- **PROBLEM REQUIREMENTS**
Below are entries. Copy exactly the lines running from the line that holds "Clone this screenshot" to the line that holds "const leader = 'flex-1", with both ends included.

- **PROVIDED MATERIAL**
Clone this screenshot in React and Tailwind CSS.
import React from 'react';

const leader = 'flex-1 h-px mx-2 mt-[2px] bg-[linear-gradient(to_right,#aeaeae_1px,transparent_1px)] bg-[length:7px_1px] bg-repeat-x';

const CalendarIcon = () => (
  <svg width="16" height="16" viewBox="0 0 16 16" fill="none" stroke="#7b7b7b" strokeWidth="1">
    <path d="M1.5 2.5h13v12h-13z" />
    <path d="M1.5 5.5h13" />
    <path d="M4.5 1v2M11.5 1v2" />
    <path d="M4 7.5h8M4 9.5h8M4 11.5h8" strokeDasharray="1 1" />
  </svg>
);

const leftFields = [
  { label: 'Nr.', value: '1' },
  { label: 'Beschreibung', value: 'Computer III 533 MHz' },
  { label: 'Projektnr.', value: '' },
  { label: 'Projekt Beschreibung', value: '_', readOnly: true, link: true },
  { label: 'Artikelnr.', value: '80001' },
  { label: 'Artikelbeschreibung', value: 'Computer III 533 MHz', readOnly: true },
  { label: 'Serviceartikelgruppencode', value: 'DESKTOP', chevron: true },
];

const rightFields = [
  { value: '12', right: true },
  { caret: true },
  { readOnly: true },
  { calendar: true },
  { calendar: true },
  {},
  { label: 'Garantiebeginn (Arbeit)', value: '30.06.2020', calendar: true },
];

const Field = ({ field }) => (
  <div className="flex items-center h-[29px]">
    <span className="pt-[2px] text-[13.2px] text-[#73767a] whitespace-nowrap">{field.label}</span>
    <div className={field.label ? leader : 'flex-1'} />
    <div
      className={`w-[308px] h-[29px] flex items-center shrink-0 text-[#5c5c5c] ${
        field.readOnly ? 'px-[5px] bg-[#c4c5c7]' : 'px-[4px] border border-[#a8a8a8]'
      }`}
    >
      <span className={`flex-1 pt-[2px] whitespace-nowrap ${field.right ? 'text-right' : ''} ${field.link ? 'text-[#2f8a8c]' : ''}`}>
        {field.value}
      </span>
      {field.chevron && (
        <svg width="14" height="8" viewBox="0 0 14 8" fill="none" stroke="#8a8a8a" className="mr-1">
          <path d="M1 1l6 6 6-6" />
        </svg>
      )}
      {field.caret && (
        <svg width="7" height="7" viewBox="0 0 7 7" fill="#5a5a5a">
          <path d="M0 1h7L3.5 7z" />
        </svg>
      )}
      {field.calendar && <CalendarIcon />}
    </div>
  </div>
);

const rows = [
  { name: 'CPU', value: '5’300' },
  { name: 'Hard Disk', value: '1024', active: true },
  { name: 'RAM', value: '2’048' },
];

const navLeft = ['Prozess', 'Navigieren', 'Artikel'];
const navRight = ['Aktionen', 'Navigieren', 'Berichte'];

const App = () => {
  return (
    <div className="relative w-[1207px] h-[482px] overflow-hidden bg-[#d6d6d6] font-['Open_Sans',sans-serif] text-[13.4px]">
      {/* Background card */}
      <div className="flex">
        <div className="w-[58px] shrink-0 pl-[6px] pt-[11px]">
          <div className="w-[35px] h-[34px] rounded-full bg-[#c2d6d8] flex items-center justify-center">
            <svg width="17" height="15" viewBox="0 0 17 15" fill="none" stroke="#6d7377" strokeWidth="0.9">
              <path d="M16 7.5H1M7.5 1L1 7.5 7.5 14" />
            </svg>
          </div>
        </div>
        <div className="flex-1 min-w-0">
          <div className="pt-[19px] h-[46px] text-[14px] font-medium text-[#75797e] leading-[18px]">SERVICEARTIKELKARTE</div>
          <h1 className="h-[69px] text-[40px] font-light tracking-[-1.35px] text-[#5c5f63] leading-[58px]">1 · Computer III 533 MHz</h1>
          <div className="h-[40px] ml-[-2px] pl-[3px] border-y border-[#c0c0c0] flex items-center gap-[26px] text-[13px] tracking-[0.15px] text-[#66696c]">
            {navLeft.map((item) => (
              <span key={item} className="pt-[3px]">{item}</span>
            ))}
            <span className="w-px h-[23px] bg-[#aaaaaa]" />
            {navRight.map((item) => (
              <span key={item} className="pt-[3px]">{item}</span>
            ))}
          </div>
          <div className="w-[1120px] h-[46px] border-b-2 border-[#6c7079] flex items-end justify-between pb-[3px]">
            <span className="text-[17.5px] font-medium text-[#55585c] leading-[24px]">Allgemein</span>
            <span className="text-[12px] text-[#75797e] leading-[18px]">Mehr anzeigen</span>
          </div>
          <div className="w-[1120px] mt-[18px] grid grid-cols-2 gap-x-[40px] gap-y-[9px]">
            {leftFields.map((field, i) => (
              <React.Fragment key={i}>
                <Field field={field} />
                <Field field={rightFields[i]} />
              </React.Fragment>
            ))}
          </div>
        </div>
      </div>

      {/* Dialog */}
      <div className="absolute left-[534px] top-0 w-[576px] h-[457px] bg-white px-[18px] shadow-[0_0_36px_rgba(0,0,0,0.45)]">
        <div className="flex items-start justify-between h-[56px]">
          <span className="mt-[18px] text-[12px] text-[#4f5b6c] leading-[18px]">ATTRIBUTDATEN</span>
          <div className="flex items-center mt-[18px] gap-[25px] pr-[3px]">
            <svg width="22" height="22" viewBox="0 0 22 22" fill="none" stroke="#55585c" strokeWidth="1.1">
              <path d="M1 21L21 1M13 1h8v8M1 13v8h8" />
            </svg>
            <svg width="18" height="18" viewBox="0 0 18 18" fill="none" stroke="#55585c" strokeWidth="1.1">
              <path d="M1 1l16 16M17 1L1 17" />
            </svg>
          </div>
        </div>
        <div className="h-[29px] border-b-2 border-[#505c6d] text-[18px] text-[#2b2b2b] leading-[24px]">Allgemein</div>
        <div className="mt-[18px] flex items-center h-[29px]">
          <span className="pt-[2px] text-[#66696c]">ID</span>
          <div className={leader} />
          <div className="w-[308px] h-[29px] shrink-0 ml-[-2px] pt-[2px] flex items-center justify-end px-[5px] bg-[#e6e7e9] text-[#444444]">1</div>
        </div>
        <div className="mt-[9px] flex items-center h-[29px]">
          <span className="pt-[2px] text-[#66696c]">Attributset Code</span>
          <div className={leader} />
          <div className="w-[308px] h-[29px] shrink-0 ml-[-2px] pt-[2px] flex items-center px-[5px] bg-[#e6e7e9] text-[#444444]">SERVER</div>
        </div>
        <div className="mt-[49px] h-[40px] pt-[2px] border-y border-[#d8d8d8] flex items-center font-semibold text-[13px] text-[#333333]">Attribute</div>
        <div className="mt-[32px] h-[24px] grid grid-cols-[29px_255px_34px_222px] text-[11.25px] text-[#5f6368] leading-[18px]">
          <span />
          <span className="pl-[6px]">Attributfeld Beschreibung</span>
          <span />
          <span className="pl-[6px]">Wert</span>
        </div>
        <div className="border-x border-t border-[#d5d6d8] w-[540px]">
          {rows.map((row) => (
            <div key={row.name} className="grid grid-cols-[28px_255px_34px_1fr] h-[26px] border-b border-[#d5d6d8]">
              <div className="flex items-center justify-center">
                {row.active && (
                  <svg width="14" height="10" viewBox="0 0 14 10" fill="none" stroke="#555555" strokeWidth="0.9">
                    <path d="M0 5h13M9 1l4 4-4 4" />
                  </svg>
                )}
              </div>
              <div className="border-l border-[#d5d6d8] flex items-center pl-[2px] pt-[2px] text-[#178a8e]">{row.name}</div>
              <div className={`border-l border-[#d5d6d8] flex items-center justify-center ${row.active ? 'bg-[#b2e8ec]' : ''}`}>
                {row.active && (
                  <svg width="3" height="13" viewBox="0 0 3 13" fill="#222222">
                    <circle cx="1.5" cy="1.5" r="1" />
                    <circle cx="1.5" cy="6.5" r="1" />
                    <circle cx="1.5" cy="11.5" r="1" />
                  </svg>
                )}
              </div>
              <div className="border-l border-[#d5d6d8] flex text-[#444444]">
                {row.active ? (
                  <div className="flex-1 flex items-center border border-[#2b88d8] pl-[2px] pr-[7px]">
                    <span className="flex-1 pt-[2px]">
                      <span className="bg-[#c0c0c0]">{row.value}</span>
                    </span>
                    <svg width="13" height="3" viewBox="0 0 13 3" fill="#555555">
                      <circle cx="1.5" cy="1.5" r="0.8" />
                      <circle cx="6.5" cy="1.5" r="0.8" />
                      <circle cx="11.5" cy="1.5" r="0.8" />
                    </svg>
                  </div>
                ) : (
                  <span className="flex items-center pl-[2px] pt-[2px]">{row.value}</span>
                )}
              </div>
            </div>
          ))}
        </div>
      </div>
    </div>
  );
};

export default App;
==
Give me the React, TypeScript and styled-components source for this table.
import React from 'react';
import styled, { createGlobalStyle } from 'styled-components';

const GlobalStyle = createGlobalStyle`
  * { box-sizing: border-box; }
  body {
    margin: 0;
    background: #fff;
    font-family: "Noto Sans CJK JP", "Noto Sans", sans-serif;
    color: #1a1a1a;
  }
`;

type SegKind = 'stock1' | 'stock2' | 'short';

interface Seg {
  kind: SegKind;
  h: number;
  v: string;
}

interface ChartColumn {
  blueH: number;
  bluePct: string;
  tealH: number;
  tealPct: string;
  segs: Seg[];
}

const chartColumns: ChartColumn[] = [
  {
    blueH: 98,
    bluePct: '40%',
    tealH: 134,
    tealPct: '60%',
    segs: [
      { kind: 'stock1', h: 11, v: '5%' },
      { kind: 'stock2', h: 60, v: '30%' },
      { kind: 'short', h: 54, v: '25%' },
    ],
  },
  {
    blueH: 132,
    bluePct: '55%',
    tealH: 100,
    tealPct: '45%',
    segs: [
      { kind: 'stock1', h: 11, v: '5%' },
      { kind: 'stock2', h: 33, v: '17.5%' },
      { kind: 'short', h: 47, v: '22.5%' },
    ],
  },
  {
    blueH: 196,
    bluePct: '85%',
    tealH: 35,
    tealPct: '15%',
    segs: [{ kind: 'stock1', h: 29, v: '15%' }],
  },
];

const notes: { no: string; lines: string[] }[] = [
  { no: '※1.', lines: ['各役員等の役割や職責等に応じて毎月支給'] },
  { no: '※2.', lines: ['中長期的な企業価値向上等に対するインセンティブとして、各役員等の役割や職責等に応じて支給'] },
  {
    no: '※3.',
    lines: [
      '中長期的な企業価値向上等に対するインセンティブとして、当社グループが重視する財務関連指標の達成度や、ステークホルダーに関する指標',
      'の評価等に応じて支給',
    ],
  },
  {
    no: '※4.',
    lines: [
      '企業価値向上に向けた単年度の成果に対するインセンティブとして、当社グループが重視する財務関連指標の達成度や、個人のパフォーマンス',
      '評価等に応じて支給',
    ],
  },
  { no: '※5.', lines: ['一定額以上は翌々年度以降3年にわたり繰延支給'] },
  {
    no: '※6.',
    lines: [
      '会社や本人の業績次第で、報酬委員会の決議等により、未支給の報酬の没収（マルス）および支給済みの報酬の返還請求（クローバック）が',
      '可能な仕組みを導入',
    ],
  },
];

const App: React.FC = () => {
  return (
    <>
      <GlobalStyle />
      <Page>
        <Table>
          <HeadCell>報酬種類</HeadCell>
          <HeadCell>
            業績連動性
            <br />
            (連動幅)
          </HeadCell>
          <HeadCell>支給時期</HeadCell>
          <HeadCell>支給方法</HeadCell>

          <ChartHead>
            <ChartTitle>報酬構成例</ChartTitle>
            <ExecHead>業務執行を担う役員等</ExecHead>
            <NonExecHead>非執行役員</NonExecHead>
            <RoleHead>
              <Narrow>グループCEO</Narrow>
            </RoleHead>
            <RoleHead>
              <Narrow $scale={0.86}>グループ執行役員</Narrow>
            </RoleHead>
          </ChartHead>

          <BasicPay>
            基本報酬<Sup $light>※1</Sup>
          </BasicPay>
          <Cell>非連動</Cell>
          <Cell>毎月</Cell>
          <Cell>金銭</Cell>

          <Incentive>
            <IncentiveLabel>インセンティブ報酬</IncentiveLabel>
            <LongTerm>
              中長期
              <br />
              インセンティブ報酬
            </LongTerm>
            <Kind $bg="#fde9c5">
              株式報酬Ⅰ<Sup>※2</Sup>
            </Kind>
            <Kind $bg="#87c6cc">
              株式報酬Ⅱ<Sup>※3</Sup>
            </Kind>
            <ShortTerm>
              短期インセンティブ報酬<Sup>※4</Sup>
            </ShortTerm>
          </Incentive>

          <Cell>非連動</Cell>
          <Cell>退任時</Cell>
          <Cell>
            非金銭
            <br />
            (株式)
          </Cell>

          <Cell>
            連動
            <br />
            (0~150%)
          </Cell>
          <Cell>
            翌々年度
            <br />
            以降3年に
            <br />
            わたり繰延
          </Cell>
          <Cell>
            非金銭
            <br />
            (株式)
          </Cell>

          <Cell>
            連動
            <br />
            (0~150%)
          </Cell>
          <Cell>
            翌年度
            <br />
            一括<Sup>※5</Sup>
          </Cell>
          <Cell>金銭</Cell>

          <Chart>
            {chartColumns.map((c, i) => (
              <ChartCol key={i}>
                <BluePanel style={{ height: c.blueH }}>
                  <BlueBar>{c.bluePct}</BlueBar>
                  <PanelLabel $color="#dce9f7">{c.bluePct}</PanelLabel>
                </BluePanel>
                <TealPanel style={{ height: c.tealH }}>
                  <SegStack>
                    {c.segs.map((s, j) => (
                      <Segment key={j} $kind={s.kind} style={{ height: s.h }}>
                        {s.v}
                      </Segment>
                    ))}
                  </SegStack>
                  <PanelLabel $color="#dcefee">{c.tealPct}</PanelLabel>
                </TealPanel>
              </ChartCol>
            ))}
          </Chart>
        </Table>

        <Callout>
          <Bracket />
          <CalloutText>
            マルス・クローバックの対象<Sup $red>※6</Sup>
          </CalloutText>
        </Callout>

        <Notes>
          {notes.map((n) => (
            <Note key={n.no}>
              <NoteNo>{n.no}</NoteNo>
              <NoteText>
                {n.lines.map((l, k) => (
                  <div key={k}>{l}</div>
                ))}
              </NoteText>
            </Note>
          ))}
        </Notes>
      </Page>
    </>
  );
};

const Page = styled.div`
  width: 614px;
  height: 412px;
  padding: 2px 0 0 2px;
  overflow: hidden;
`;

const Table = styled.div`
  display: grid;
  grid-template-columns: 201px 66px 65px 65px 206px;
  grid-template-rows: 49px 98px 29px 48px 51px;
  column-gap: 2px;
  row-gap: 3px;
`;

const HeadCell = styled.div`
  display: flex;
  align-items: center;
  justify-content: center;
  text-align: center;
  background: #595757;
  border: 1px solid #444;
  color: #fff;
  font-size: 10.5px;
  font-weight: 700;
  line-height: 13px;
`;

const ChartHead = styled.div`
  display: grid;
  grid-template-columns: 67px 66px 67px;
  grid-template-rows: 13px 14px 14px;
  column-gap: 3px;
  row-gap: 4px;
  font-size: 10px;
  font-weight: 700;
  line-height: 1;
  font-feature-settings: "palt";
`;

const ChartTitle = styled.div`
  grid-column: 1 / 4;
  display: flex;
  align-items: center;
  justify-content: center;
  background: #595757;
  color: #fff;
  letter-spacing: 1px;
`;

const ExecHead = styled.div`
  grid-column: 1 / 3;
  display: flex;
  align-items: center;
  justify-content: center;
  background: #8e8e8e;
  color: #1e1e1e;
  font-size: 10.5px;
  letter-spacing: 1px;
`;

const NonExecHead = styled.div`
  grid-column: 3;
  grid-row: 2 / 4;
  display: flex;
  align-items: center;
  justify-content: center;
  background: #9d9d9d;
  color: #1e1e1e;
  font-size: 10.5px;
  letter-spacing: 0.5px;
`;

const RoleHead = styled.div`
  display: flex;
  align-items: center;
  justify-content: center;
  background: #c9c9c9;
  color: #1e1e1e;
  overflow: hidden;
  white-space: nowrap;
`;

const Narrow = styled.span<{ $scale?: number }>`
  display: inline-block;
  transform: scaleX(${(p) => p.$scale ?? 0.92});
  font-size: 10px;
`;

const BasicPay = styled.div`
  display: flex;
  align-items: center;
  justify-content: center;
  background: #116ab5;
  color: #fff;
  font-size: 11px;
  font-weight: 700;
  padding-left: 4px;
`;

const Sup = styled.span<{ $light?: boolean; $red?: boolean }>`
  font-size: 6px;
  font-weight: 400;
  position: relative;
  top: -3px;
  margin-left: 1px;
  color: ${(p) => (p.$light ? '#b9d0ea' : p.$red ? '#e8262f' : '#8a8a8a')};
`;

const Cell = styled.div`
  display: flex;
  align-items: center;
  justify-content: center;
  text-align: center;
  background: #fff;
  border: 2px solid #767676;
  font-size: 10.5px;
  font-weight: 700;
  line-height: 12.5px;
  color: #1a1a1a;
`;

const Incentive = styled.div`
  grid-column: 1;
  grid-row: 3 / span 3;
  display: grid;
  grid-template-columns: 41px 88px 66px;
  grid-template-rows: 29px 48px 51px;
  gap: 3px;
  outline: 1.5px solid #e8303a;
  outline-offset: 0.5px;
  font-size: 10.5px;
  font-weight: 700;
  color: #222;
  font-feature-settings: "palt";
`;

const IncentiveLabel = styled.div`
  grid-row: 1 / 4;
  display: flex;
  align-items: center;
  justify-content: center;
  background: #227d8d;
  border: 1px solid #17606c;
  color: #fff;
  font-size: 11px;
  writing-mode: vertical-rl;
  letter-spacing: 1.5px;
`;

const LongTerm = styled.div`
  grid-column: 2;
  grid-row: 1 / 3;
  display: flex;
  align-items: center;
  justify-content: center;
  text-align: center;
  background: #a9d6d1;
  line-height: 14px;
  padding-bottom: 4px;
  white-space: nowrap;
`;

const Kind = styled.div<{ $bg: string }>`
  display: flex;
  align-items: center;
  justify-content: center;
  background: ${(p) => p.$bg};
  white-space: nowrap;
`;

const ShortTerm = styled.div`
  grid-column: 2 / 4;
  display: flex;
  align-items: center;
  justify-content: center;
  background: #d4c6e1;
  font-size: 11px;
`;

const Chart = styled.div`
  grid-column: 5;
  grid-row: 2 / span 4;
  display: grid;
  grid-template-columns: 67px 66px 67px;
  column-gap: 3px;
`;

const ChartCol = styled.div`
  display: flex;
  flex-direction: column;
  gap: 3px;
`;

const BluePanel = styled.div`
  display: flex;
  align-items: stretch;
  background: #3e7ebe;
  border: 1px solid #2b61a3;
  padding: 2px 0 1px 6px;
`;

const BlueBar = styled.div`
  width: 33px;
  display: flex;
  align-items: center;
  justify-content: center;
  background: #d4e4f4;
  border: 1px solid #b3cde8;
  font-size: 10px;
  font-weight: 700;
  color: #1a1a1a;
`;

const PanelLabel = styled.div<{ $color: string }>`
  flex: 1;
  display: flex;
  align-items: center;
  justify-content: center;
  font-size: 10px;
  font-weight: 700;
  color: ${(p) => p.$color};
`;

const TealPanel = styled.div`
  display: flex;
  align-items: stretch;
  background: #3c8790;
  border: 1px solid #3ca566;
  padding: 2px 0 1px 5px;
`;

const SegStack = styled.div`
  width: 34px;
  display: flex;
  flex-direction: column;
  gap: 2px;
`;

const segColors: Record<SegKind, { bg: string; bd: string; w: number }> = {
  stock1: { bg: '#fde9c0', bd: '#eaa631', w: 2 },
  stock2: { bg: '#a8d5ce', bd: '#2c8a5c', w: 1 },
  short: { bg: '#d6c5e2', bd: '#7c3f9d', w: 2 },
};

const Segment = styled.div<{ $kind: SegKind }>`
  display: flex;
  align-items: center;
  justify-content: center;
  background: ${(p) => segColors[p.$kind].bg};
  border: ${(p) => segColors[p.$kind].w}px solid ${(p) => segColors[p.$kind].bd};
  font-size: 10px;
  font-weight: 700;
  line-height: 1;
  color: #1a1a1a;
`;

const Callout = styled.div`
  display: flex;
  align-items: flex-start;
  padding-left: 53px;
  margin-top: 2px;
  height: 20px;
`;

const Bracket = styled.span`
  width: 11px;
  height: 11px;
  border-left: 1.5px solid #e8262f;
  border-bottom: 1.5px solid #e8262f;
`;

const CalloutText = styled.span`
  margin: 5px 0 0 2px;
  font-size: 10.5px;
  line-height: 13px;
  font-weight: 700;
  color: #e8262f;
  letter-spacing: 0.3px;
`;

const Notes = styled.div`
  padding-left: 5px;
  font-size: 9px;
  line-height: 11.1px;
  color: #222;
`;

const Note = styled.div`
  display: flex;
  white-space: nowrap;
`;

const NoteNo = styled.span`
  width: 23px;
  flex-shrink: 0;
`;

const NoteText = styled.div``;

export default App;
---
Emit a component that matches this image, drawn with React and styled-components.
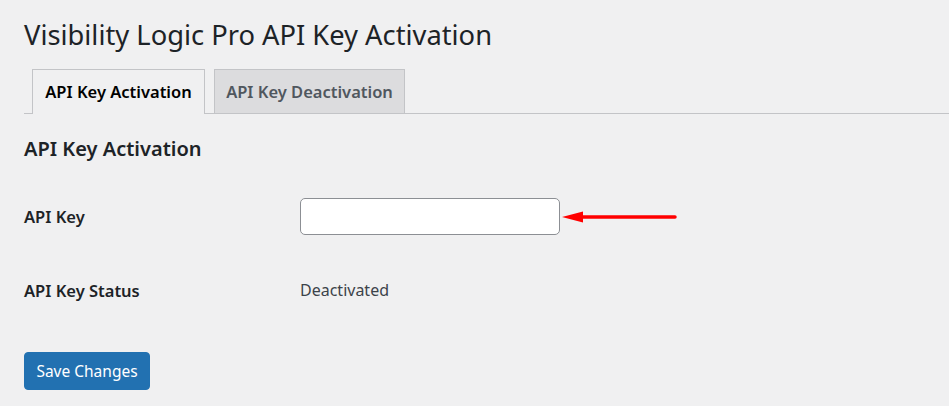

- **COMPLETE RESPONSE**
Clone this screenshot in React and Tailwind CSS.
import React from 'react';

const leader = 'flex-1 h-px mx-2 mt-[2px] bg-[linear-gradient(to_right,#aeaeae_1px,transparent_1px)] bg-[length:7px_1px] bg-repeat-x';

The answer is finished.